A perspective on the world of disability from a mother and an educator. Follow my blog!

Monday, 21 July 2014


I have so many friends who did it the other way around spending their 20s traveling the world and now they are settling down to have families. After filling my 20s with having children and immersing myself in further study I had always put aside my 30s for ME! I am glad that I prepared myself for this inward focus because what I've discovered in just the last 6 months has been life-changing, though I never thought it would also mean looking more closely at others.

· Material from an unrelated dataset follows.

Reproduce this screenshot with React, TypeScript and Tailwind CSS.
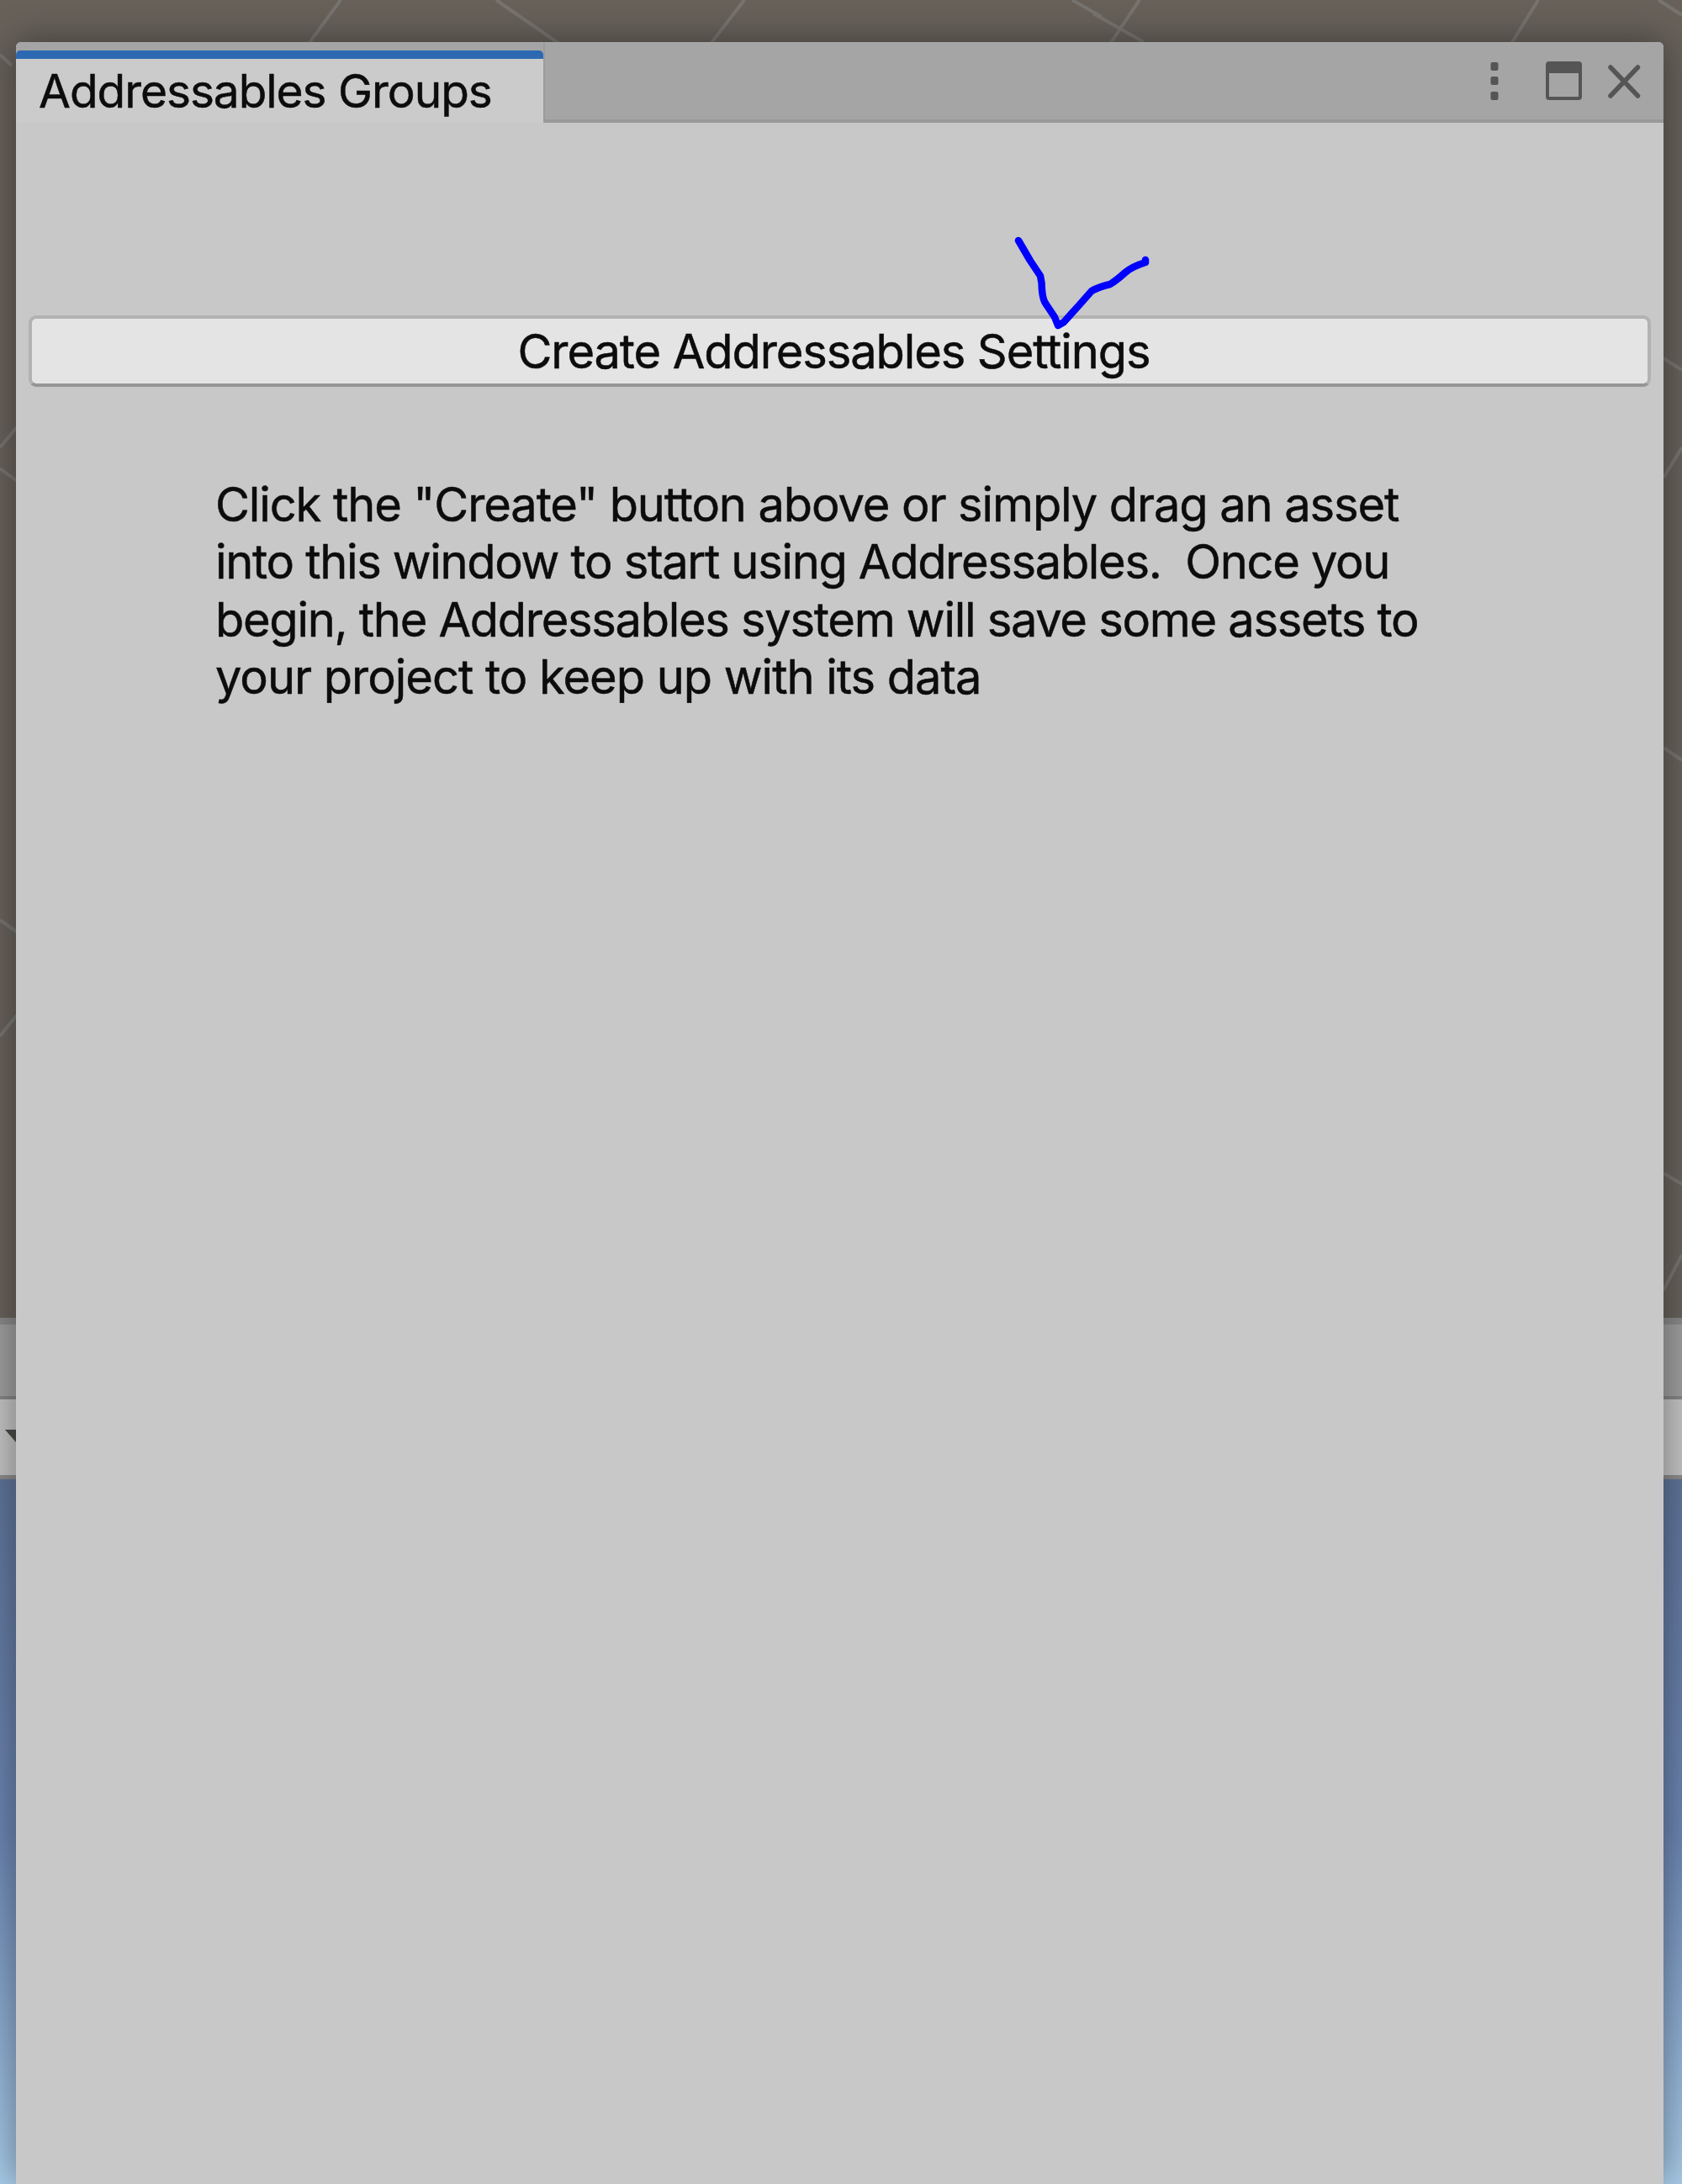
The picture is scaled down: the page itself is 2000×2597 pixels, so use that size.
import React from "react";

// Diagonal lines of the scene grid, visible around the floating window.
function SceneGrid() {
  return (
    <svg className="absolute inset-0" width="2000" height="1567" viewBox="0 0 2000 1567" fill="none" stroke="#77746f" strokeWidth="4">
      <path d="M405 0L367 52M590 0L665 52M885 0L845 52M1300 16L1360 50M1275 0L1310 20M1355 0L1320 52M1829 0L1797 52M1972 0L2000 18" />
      <path d="M0 65L14 78M0 532L20 508M0 557L20 572M0 1094L20 1108M0 1232L20 1207" />
      <path d="M1978 426L2000 440M1978 568L2000 532M1978 889L2000 904M1978 1395L2000 1408M1978 1534L2000 1492" />
    </svg>
  );
}

function Backdrop() {
  return (
    <div className="absolute inset-0 flex flex-col">
      <div className="relative h-[1567px] bg-[#67615a]">
        <SceneGrid />
      </div>
      <div className="h-[97px] border-t-8 border-b-4 border-t-[#888888] border-b-[#858585] bg-[#9d9d9d]" />
      <div className="h-[95px] border-b-[5px] border-[#8b8b8b] bg-[#c2c2c2]">
        <svg className="mt-[36px] ml-[6px]" width="26" height="15" viewBox="0 0 26 15">
          <path d="M0 0H26L13 15Z" fill="#4a4a46" />
        </svg>
      </div>
      <div className="flex-1 bg-linear-to-b from-[#5e7398] via-[#6b84b0] to-[#a8cbe8]" />
    </div>
  );
}

function WindowControls() {
  return (
    <svg width="190" height="60" viewBox="0 0 190 60" className="mt-[15px] mr-[21px]">
      <g fill="#555555">
        <rect x="5.500" y="9" width="9" height="10" rx="2" />
        <rect x="5.500" y="26" width="9" height="10" rx="2" />
        <rect x="5.500" y="44" width="9" height="10" rx="2" />
        <path fillRule="evenodd" d="M75 8H110Q114 8 114 12V50Q114 54 110 54H75Q71 54 71 50V12Q71 8 75 8ZM75 22V50H110V22Z" />
      </g>
      <path d="M148 15L180.500 49M180.500 15L148 49" stroke="#555555" strokeWidth="5.5" strokeLinecap="round" />
    </svg>
  );
}

function PenMark() {
  return (
    <svg className="absolute top-[225px] left-[1182px]" width="180" height="125" viewBox="1201 275 180 125" fill="none">
      <path
        d="M1211 286L1225 310L1237 328Q1239 336 1239 345Q1240 357 1244 362L1254 377L1258 387L1265 383L1283 363L1298 346Q1307 341 1320 338Q1328 333 1338 324Q1346 317 1362 312V309"
        stroke="#0000ff"
        strokeWidth="8.5"
        strokeLinecap="round"
        strokeLinejoin="round"
      />
    </svg>
  );
}

export default function App() {
  return (
    <div className="relative h-[2597px] w-[2000px] overflow-hidden bg-[#645f58] font-['Inter',sans-serif] text-[56px] text-[#0c0c0c] [-webkit-text-stroke:0.5px_#0c0c0c]">
      <Backdrop />
      <main className="relative mt-[50px] ml-[19px] flex h-[2547px] w-[1959px] flex-col rounded-t-[6px] bg-[#c8c8c8] shadow-[0_0_44px_rgba(0,0,0,0.4)]">
        <header className="flex h-[96px] items-start justify-between rounded-t-[6px] bg-[#a5a5a5] shadow-[inset_0_-4px_0_#999999]">
          <div className="h-[96px] w-[629px] overflow-hidden border-r-2 border-[#9b9b9b] pt-[10px]">
            <div className="h-[86px] overflow-hidden rounded-t-[5px] bg-[#cbcbcb]">
              <div className="h-[10px] bg-[#2c69b2]" />
              <h1 className="mt-[4px] pl-[27px] text-[55px] leading-[68px] tracking-[-1.05px] whitespace-nowrap">
                Addressables Groups
              </h1>
            </div>
          </div>
          <WindowControls />
        </header>
        <button className="mt-[229px] ml-[15px] flex h-[85px] w-[1929px] items-center justify-center rounded-[9px] border-4 border-[#b2b2b2] border-b-[#969696] bg-[#e4e4e4] pr-[14px] tracking-[-1.1px] whitespace-nowrap">
          Create Addressables Settings
        </button>
        <p className="mt-[106px] ml-[237px] flex flex-col leading-[68.4px] whitespace-pre">
          <span className="tracking-[-1.1px]">{'Click the "Create" button above or simply drag an asset'}</span>
          <span className="tracking-[-1.32px]">{"into this window to start using Addressables.  Once you"}</span>
          <span className="tracking-[-1.29px]">begin, the Addressables system will save some assets to</span>
          <span className="tracking-[-1.02px]">your project to keep up with its data</span>
        </p>
        <PenMark />
      </main>
    </div>
  );
}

What I'm coming to understand, is that anywhere up to half of all Australians will experience mental health issues at some point in the life. Depending where you read the statistics are different but on average:

1 in 6 people experience depression,


1 in 4 experience anxiety.

While there are MANY reasons and causes for mental health issues, there is no denying that the discovery of a disability or the diagnosis of a chronic illness is often a trigger point. Any significant trauma, whether in childhood or adulthood, can trigger depression and the trauma experienced by having the rug pulled out from underneath you at the highly emotional time of pregnancy or post birth IS a trauma. The grief which consumes when you think of lost possibilities and the future that will never be, when your expectations for tomorrow are savagely ripped from you, is often a precursor for a down hill journey into poor mental health. If this is in addition to any previous traumas then you have a stew pot of 'at risk' elements.

The mental health issues that arise are JUST AS REAL as the physiological symptoms of disability and chronic illness. (For the record I also want to include learning difficulties that aren't technically in the category of disability, though they can be just as debilitating).  So often people want to dismiss mental health as though it's a choice that people indulge in, rather than thinking of it like any other illness that requires treatment.

In the case of Down syndrome, not only do you have the grief of a diagnosis, but it occurs at a time when the mother is already on a hormonal roller coaster - postnatal depression can easily erode what should be a joyful time. A chronic illness often manifests in symptoms that further feed depression and anxiety and the snowball effect continues. Other people feel their quality of life is somehow less because of a disability or illness.

Something I try to touch on with each blog is the idea that we do have a choice about how we experience the world. Now, as I said before, people don't CHOOSE to have a mental illness, however despite living through a veil of disability or depression, or anxiety, we still have a choice about how we experience the world. We CAN choose how we experience difficulty.

This blog entry is something that has been percolating in my head like a strong brew for some time. Earlier this year I was blessed to attend a presentation on growth mindset by Josie Thomson.   The presentation was a summary of the neuroscience behind a threat mindset (using the primitive part of our brain) and a growth mindset (using our frontal lobe for executive functioning). It was a fantastic seminar and I recommend having a read through her website.

And add to that presentation a few TED talks:


The idea that we build our own identity, not so much by our experiences, but how we chose to forge meaning from them, is such a powerful one, and I think a very succinct way to sum up what it is that I'm discovering about myself in my 30s. Are we a victim? Or are we a survivor? I won't ever say my daughter 'suffers from' Down syndrome or Grave's disease, because neither she nor I are victims. We experience Down syndrome and we experience hyperthyroidism.

Stuff happens in life that leads so many down the path of mental illness, and it almost goes hand in hand with disability (for many cultural and contextual reasons I'll save for another blog!). How we choose to think about and speak about our experiences is how we will forge meaning and build our identities.  How we choose to respond as friends, family members and a broader community speaks volumes about OUR choices. Have a think about those numbers - 1 in 6 people experience depression, and 1 in 4 experience anxiety - and now think about your friends and family. At dinner with friends last night included reminiscing about the computers of yesteryear and I was struck by WYSIWYG - What You See Is What You Get.  This is so very true, in many different ways when you think about living with any illness/disability. How you see life is what you will get from it. How you see others dealing with illness/disability is what is going on inside of them. 

I don't know what the future holds, none of us do. My big girl's health may get significantly worse or she may get her thyroid back under control, who knows? She may live independently or we might have to support her for the rest of our lives. Change is inevitable, but unpredictable. It is much easier to cope with though with a growth mindset and not a victim mentality.